C’est chose bien connue, l’écrivain est jaloux de ses confrères. Il ne l’avouera pas, bien entendu. Je vais faire exception à la règle et vous avouerai que j’aurais bien aimé être l’auteur du recueil Il faut me prendre aux maux. Mais cet honneur revient à Luc Bureau que je félicite bien fraternellement. À partir de quatorze mots, définis dans un esprit encyclopédique, il a inventé autant de récits en se consolant de maux puisés dans le «vaste souffroir» de la vie, et en tirant une sagesse à quatre sous: «l’homme est un animal qui perd la tête quand le dos lui fait mal.»

Avant de plonger dans les mots/maux, Luc Bureau cite Montaigne: «Ainsi, Lecteur, je suis moy-mesme la matière de mon livre: ce n’est pas raison que tu employes ton loisir en un sujet si frivole & si vain. À Dieu donq.»

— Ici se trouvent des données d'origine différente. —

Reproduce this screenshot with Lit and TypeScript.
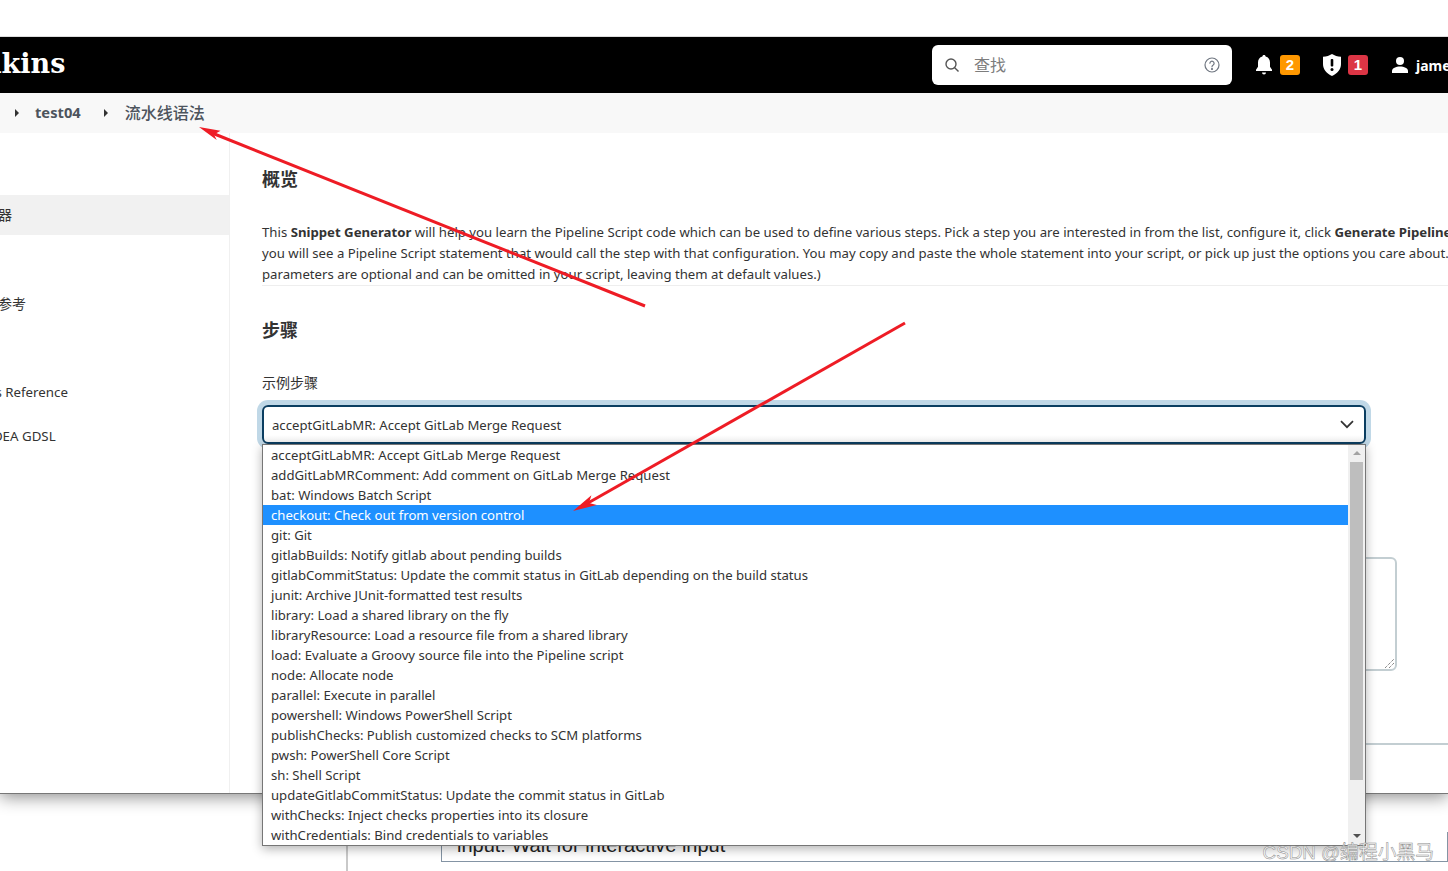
import { LitElement, html, css, svg } from "lit";
import { customElement } from "lit/decorators.js";

const STEPS = [
  "acceptGitLabMR: Accept GitLab Merge Request",
  "addGitLabMRComment: Add comment on GitLab Merge Request",
  "bat: Windows Batch Script",
  "checkout: Check out from version control",
  "git: Git",
  "gitlabBuilds: Notify gitlab about pending builds",
  "gitlabCommitStatus: Update the commit status in GitLab depending on the build status",
  "junit: Archive JUnit-formatted test results",
  "library: Load a shared library on the fly",
  "libraryResource: Load a resource file from a shared library",
  "load: Evaluate a Groovy source file into the Pipeline script",
  "node: Allocate node",
  "parallel: Execute in parallel",
  "powershell: Windows PowerShell Script",
  "publishChecks: Publish customized checks to SCM platforms",
  "pwsh: PowerShell Core Script",
  "sh: Shell Script",
  "updateGitlabCommitStatus: Update the commit status in GitLab",
  "withChecks: Inject checks properties into its closure",
  "withCredentials: Bind credentials to variables",
];

const SIDE = [
  { t: "", c: "" },
  { t: "片段生成器", c: "on" },
  { t: "步骤参考", c: "" },
  { t: "全局变量参考", c: "" },
  { t: "在线文档", c: "" },
  { t: "Examples Reference", c: "lat" },
  { t: "IntelliJ IDEA GDSL", c: "gdsl" },
];

@customElement("app-root")
export class AppRoot extends LitElement {
  static styles = css`
    :host {
      display: block;
      position: relative;
      width: 1448px;
      height: 871px;
      overflow: hidden;
      background: #fff;
      color: #333;
      font-family: "Noto Sans", "Noto Sans CJK SC", sans-serif;
      font-size: 13.15px;
    }
    .top { height: 36px; border-bottom: 1px solid #ddd; box-sizing: content-box; }
    header {
      height: 56px;
      background: #000;
      display: flex;
      align-items: center;
      color: #fff;
    }
    .logo {
      font-family: "DejaVu Serif", serif;
      font-weight: 700;
      font-size: 27px;
      margin-left: -48px;
      padding-bottom: 3px;
      white-space: nowrap;
    }
    .search {
      margin-left: auto;
      width: 300px;
      height: 40px;
      box-sizing: border-box;
      background: #fff;
      border-radius: 6px;
      display: flex;
      align-items: center;
      padding: 0 12px;
      gap: 14px;
      color: #7d7d7d;
      font-size: 16px;
    }
    .search .ph { flex: 1; font-family: "Noto Sans CJK SC", sans-serif; padding-bottom: 2px; }
    .notif { display: flex; align-items: center; gap: 7px; }
    .notif.a { margin-left: 23px; }
    .notif.b { margin-left: 22px; gap: 6px; }
    .badge {
      width: 20px;
      height: 20px;
      border-radius: 3px;
      color: #fff;
      font: 700 15px/20px "Liberation Sans", sans-serif;
      text-align: center;
    }
    .orange { background: #ff9800; }
    .red { background: #dc3545; }
    .user {
      margin-left: 23px;
      display: flex;
      align-items: center;
      gap: 7px;
      font: 700 14px "Noto Sans", sans-serif;
      white-space: nowrap;
      width: 57px;
      flex: none;
      overflow: hidden;
    }
    .crumbs {
      height: 40px;
      background: #f8f8f8;
      display: flex;
      align-items: center;
      color: #4d545d;
      padding-left: 15px;
    }
    .tri {
      width: 0;
      height: 0;
      border-left: 4px solid #333;
      border-top: 4px solid transparent;
      border-bottom: 4px solid transparent;
    }
    .crumbs b { font-size: 14.7px; font-weight: 700; margin: 0 23px 0 16px; padding-bottom: 2px; }
    .crumbs .cur { font: 500 16px "Noto Sans CJK SC", sans-serif; margin-left: 17px; padding-bottom: 2px; }
    main {
      height: 660px;
      display: flex;
      position: relative;
      z-index: 1;
      background: #fff;
      border-bottom: 1px solid #777;
      box-shadow: 0 3px 16px rgba(0, 0, 0, 0.45);
      clip-path: inset(0 0 -80px 0);
    }
    .side {
      width: 230px;
      flex: none;
      box-sizing: border-box;
      border-right: 1px solid #f0f0f0;
      overflow: hidden;
      padding-top: 18px;
      display: flex;
      flex-direction: column;
      gap: 4px;
    }
    .side div {
      height: 40px;
      line-height: 42px;
      white-space: nowrap;
      text-indent: -58px;
      font-size: 14px;
      font-family: "Noto Sans", "Noto Sans CJK SC", sans-serif;
    }
    .side div.on { background: #f1f1f1; line-height: 40px; }
    .side div.lat { font-size: 13.3px; }
    .side div.gdsl { font-size: 13.3px; text-indent: -54px; }
    .content { flex: 1; min-width: 0; padding: 31px 0 0 32px; }
    h2 {
      margin: 0;
      font: 700 18px/28px "Noto Sans CJK SC", sans-serif;
      color: #333;
    }
    p.desc {
      margin: 30px 0 0;
      font-size: 13.19px;
      line-height: 21px;
      white-space: nowrap;
      border-bottom: 1px solid #eee;
    }
    p.desc b { font-weight: 700; }
    h2.steps { margin-top: 29px; }
    label { display: block; margin-top: 29px; line-height: 20px; font-family: "Noto Sans CJK SC", sans-serif; font-size: 14px; }
    .wrap { position: relative; width: 1104px; margin-top: 13px; }
    .select {
      height: 39px;
      box-sizing: border-box;
      border: 2px solid #0b3e61;
      border-radius: 6px;
      box-shadow: 0 0 0 5px #c0d8e7;
      background: linear-gradient(#fff 80%, #f4f4f4);
      display: flex;
      align-items: center;
      justify-content: space-between;
      padding: 0 10px 0 8px;
    }
    .list {
      position: absolute;
      left: 0;
      top: 39px;
      width: 1104px;
      height: 402px;
      box-sizing: border-box;
      border: 1px solid #767676;
      background: #fff;
      display: flex;
      z-index: 3;
      box-shadow: 0 3px 10px rgba(0, 0, 0, 0.3);
    }
    .opts { flex: 1; min-width: 0; }
    .opt { height: 20px; line-height: 20px; padding-left: 8px; white-space: nowrap; }
    .opt.sel { background: #1e90ff; color: #fff; }
    .bar {
      width: 17px;
      flex: none;
      background: #f0f0f0;
      display: flex;
      flex-direction: column;
      align-items: center;
    }
    .bar .up, .bar .dn { width: 0; height: 0; border-left: 4px solid transparent; border-right: 4px solid transparent; }
    .bar .up { border-bottom: 4px solid #a3a3a3; margin-top: 6px; }
    .bar .dn { border-top: 4px solid #505050; margin-bottom: 7px; }
    .bar .thumb { width: 13px; height: 318px; background: #bebebe; margin: 7px 0 auto; }
    .ta {
      width: 1135px;
      height: 114px;
      box-sizing: border-box;
      margin-top: 113px;
      border: 2px solid #c3ced2;
      border-radius: 6px;
      position: relative;
    }
    .grip { position: absolute; right: 1px; bottom: 1px; }
    .rule { height: 2px; background: #c3ced2; margin-top: 72px; width: 1300px; }
    .foot {
      height: 77px;
      display: flex;
      align-items: flex-end;
      padding-left: 346px;
      box-sizing: border-box;
    }
    .vline { width: 2px; height: 77px; background: #c9c9c9; flex: none; }
    .box {
      margin-left: 93px;
      flex: 1;
      height: 30px;
      margin-bottom: 9px;
      box-sizing: border-box;
      border: 1px solid #8494a4;
      border-top: none;
      padding-left: 15px;
      font: 20px/26px "Liberation Sans", sans-serif;
      color: #222;
      overflow: hidden;
    }
    .arrows { position: absolute; inset: 0; pointer-events: none; z-index: 5; }
    .mark {
      position: absolute;
      right: 14px;
      bottom: 7px;
      z-index: 6;
      font: 18.800px "Liberation Sans", "Noto Sans CJK SC", sans-serif;
      color: rgba(255, 255, 255, 0.8);
      -webkit-text-stroke: 0.5px #8a8a8a;
      white-space: nowrap;
    }
  `;

  private arrow(x1: number, y1: number, x2: number, y2: number, head: string) {
    return svg`<line x1=${x1} y1=${y1} x2=${x2} y2=${y2} stroke="#ee1c25" stroke-width="3"/><polygon points=${head} fill="#ee1c25"/>`;
  }

  render() {
    return html`
      <div class="top"></div>
      <header>
        <div class="logo">Jenkins</div>
        <div class="search">
          <svg width="16" height="16" viewBox="0 0 16 16" fill="none" stroke="#555" stroke-width="1.4"><circle cx="7" cy="7" r="5"/><path d="M10.7 10.7 14.5 14.5"/></svg>
          <span class="ph">查找</span>
          <svg width="16" height="16" viewBox="0 0 16 16" fill="none" stroke="#6f7680" stroke-width="1.2"><circle cx="8" cy="8" r="7"/><path d="M5.9 6.2a2.1 2.1 0 1 1 3.3 1.8c-.8.5-1.2.9-1.2 1.8" stroke-linecap="round"/><circle cx="8" cy="12" r=".5" fill="#6f7680"/></svg>
        </div>
        <div class="notif a">
          <svg width="18" height="20" viewBox="0 0 18 20" fill="#fff"><path d="M9 0c1 0 1.600.7 1.600 1.600 2.900.7 4.400 3 4.400 6v4.200l2 3v1.200H1v-1.200l2-3V7.600c0-3 1.500-5.300 4.400-6C7.400.7 8 0 9 0Z"/><path d="M7 17.500h4a2 2 0 0 1-4 0Z"/></svg>
          <span class="badge orange">2</span>
        </div>
        <div class="notif b">
          <svg width="20" height="22" viewBox="0 0 20 22"><path fill="#fff" d="M10 0c2.600 1.600 5.500 2.500 9 2.800v7.200c0 5.300-3.500 9.500-9 12-5.500-2.500-9-6.700-9-12V2.800C4.500 2.500 7.400 1.600 10 0Z"/><rect x="8.700" y="5" width="2.600" height="7.500" rx="1" fill="#000"/><circle cx="10" cy="15.500" r="1.500" fill="#000"/></svg>
          <span class="badge red">1</span>
        </div>
        <div class="user">
          <svg width="18" height="18" viewBox="0 0 18 18" fill="#fff" style="flex:none"><circle cx="9" cy="5" r="4"/><path d="M1 17v-2c0-3 4-4.500 8-4.500s8 1.500 8 4.500v2Z"/></svg>
          <span>james</span>
        </div>
      </header>
      <nav class="crumbs">
        <span class="tri"></span><b>test04</b><span class="tri"></span><span class="cur">流水线语法</span>
      </nav>
      <main>
        <aside class="side">
          ${SIDE.map((s) => html`<div class=${s.c}>${s.t}</div>`)}
        </aside>
        <section class="content">
          <h2>概览</h2>
          <p class="desc">This <b>Snippet Generator</b> will help you learn the Pipeline Script code which can be used to define various steps. Pick a step you are interested in from the list, configure it, click <b>Generate Pipeline Script</b>, and<br />you will see a Pipeline Script statement that would call the step with that configuration. You may copy and paste the whole statement into your script, or pick up just the options you care about. (Most<br />parameters are optional and can be omitted in your script, leaving them at default values.)</p>
          <h2 class="steps">步骤</h2>
          <label>示例步骤</label>
          <div class="wrap">
            <div class="select">
              <span>${STEPS[0]}</span>
              <svg width="14" height="9" viewBox="0 0 14 9" fill="none" stroke="#333" stroke-width="1.7"><path d="M1 1.200 7 7.200 13 1.200"/></svg>
            </div>
            <div class="list">
              <div class="opts">
                ${STEPS.map((s, i) => html`<div class="opt ${i === 3 ? "sel" : ""}">${s}</div>`)}
              </div>
              <div class="bar"><span class="up"></span><span class="thumb"></span><span class="dn"></span></div>
            </div>
          </div>
          <div class="ta">
            <svg class="grip" width="9" height="9" viewBox="0 0 9 9" stroke="#555" stroke-width="1" stroke-dasharray="1 1"><path d="M0 9 9 0M4 9 9 4"/></svg>
          </div>
          <div class="rule"></div>
        </section>
      </main>
      <div class="foot">
        <span class="vline"></span>
        <div class="box">input: Wait for interactive input</div>
      </div>
      <svg class="arrows" width="1448" height="871" viewBox="0 0 1448 871">
        ${this.arrow(645, 306, 212, 133, "199,127 220.5,130.8 214,134.5 216.7,140")}
        ${this.arrow(905, 323, 588, 503, "573,511 591.4,495.3 589,503 596.8,504.9")}
      </svg>
      <div class="mark">CSDN @编程小黑马</div>
    `;
  }
}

Il cite aussi Maupassant: «Mon Dieu! Mon Dieu! Je vais donc écrire ce qui m’est arrivé! Mais le pourrai-je? Cela est si bizarre, si inexplicable, si incompréhensible, si fou!» Puis, en guise d’avant-propos, Luc Bureau écrit que «les mots propagent indifféremment la vérité et le mensonge, la réalité et la fiction.» Nous sommes prévenus.

Chaque récit est précédé de la définition d’un mot. Définition qui occupe toujours une demi page et qui se termine toujours par «Ô Satan, prends pitié!»

Le premier mot est mirage, n. m. du latin mirare (regarder, refléter). Et l’auteur de donner quelques exemples: «Toujours de courte durée, le mirage est à la réalité ce que le coup de foudre est au mariage, le maquillage au visage, la griserie à la sobriété.»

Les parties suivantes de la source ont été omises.